Step 3: Round to the nearest commercially available BTU tier, but don't oversize. Window units come in 5,000, 6,000, 8,000, 10,000, 12,000, 14,000, 18,000, and 25,000 BTU. If your calculation lands at 9,200 BTU, the right unit is 10,000 — not 12,000.

Step 4: Consider variable-speed inverter units for borderline cases. A modern inverter mini-split modulates its capacity continuously between roughly 20% and 100% of its rating, sidestepping the short-cycling problem entirely. These cost more upfront but are forgiving on sizing — a 9,000 BTU inverter mini-split happily runs at 4,000 BTU all afternoon if that's what the room needs.

Step 5: Verify with an electricity cost estimate. A correctly-sized 10,000 BTU unit running at a typical 11.5 EER consumes about 870 watts when active. At a 60% duty cycle for 12 hours daily during peak summer, that's 6.3 kWh per day, or about $0.95/day at the US average $0.15/kWh — roughly $115 per cooling season. The electricity cost calculator translates rated wattage to operating cost.
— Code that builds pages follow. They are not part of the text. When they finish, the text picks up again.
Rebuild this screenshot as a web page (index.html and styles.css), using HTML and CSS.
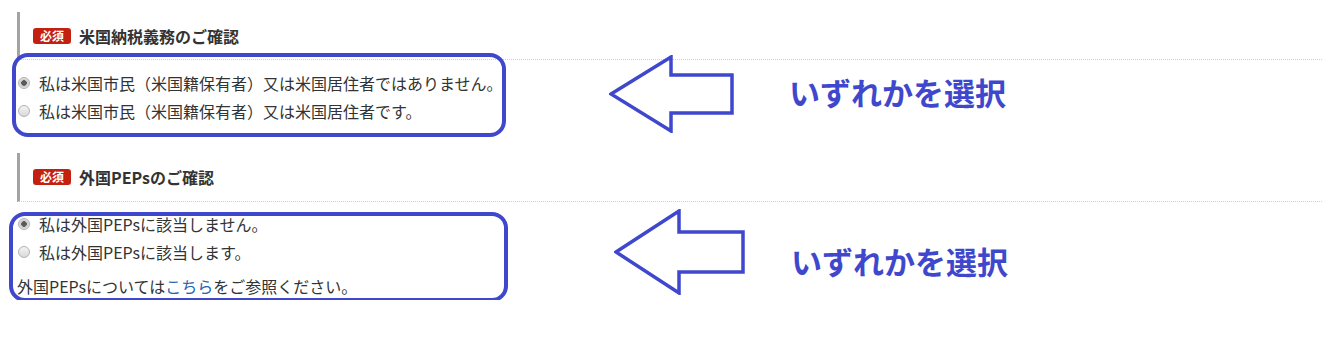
FILE: index.html
```html
<!DOCTYPE html>
<html lang="ja">
<head>
  <meta charset="UTF-8">
  <title>お客様情報のご確認</title>
  <link rel="stylesheet" href="styles.css">
</head>
<body>
<div class="form">

  <section class="item">
    <h3 class="item-head"><span class="req">必須</span>米国納税義務のご確認</h3>
    <div class="choices">
      <label class="choice"><input type="radio" name="usTax" checked>私は米国市民（米国籍保有者）又は米国居住者ではありません。</label>
      <label class="choice"><input type="radio" name="usTax">私は米国市民（米国籍保有者）又は米国居住者です。</label>
    </div>
    <div class="mark mark-tax"></div>
    <div class="note note-tax">
      <svg width="126" height="78" viewBox="0 0 126 78">
        <polygon points="2,39 62,2 62,20 123,20 123,58 62,58 62,76" />
      </svg>
      <span class="note-text">いずれかを選択</span>
    </div>
  </section>

  <section class="item">
    <h3 class="item-head"><span class="req">必須</span>外国PEPsのご確認</h3>
    <div class="choices">
      <label class="choice"><input type="radio" name="peps" checked>私は外国PEPsに該当しません。</label>
      <label class="choice"><input type="radio" name="peps">私は外国PEPsに該当します。</label>
      <p class="info">外国PEPsについては<a href="#">こちら</a>をご参照ください。</p>
    </div>
    <div class="mark mark-peps"></div>
    <div class="note note-peps">
      <svg width="132" height="86" viewBox="0 0 132 86">
        <polygon points="2,43 65,2 65,23 129,23 129,63 65,63 65,84" />
      </svg>
      <span class="note-text">いずれかを選択</span>
    </div>
  </section>

</div>
</body>
</html>
```

FILE: styles.css
```css
body {
  margin: 0;
  background: #fff;
  color: #333;
  font-family: "Noto Sans CJK JP", "Noto Sans", sans-serif;
  font-size: 16px;
}
.form {
  padding: 12px 16px 0 17px;
}
.item {
  position: relative;
}
.item + .item {
  margin-top: 28px;
}
.item-head {
  display: flex;
  align-items: center;
  gap: 8px;
  box-sizing: border-box;
  height: 48px;
  margin: 0;
  padding-left: 13px;
  border-left: 3px solid #a3a3a3;
  border-bottom: 1px dotted #cfcfcf;
  font-size: 16px;
  font-weight: bold;
  color: #333;
}
.item + .item .item-head {
  height: 49px;
}
.req {
  display: inline-block;
  width: 38px;
  height: 16px;
  line-height: 16px;
  border-radius: 3px;
  background: #c4200f;
  color: #fff;
  font-size: 12px;
  font-weight: bold;
  text-align: center;
}
.choices {
  margin-top: 9px;
}
.item + .item .choices {
  margin-top: 8px;
}
.choice {
  display: flex;
  align-items: center;
  height: 28px;
  line-height: 28px;
}
.choice input {
  appearance: none;
  -webkit-appearance: none;
  width: 12px;
  height: 12px;
  margin: 0 9px 0 1px;
  border: 1px solid #b3b3b3;
  border-radius: 50%;
  background: linear-gradient(#f4f4f4, #d9d9d9);
  box-sizing: border-box;
}
.choice input:checked {
  background: radial-gradient(circle, #5a5a5a 0 2.5px, #c9c9c9 3px, #eeeeee 6px);
}
.info {
  margin: 6px 0 0;
  line-height: 28px;
}
.info a {
  color: #2464b4;
  text-decoration: none;
}

/* 注釈（青枠・矢印） */
.mark {
  position: absolute;
  box-sizing: border-box;
  border: 4px solid #3f48cc;
  border-radius: 16px;
}
.mark-tax {
  left: -5px;
  top: 41px;
  width: 494px;
  height: 84px;
}
.mark-peps {
  left: -8px;
  top: 59px;
  width: 499px;
  height: 90px;
}
.note {
  position: absolute;
  display: flex;
  align-items: center;
}
.note svg polygon {
  fill: none;
  stroke: #3f48cc;
  stroke-width: 3.5;
  stroke-linejoin: miter;
}
.note-text {
  color: #3f48cc;
  font-size: 31px;
  font-weight: bold;
  white-space: nowrap;
}
.note-tax {
  left: 592px;
  top: 43px;
  gap: 54px;
}
.note-tax .note-text {
  margin-bottom: 6px;
}
.note-peps {
  left: 597px;
  top: 56px;
  gap: 45px;
}
.note-peps .note-text {
  margin-top: 16px;
}
```
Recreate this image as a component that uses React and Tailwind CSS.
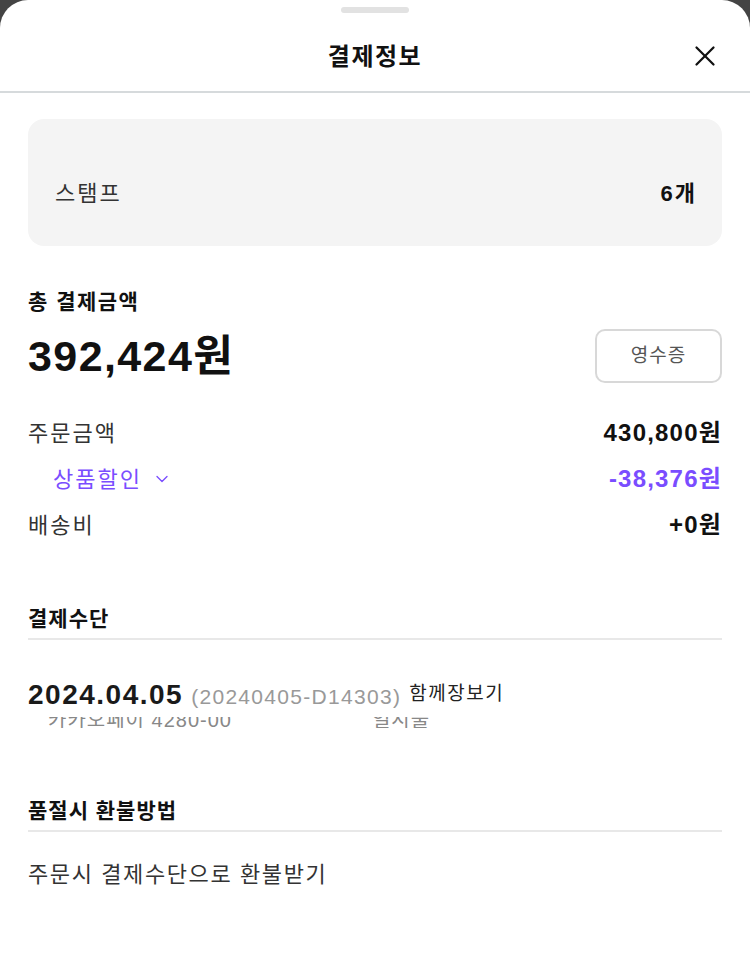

The Hidden Variable: Whole-House vs. Room-Level

Everything above applies to room-level AC — window units, portable units, ductless mini-splits. Whole-house central AC sizing is a different calculation done at the system level, accounting for ductwork losses, total volume, and zone interactions. The right answer at the system level is almost always to have a contractor perform a Manual J load calculation — which is the ASHRAE-standard process and what most local building codes require for new central systems.

For room-level decisions — adding a window unit to a hot bedroom, putting a mini-split in a converted garage, choosing a portable AC for a home office — the calculation outlined here gets you within 10% in most cases. That's the difference between a unit that cools comfortably for a decade and one that struggles or short-cycles for the same period.

The 2026 cooling season looks hot and long. The unit you pick this month is what you'll live with for ten summers. Five minutes of sizing math is the highest-leverage time you'll spend on the purchase.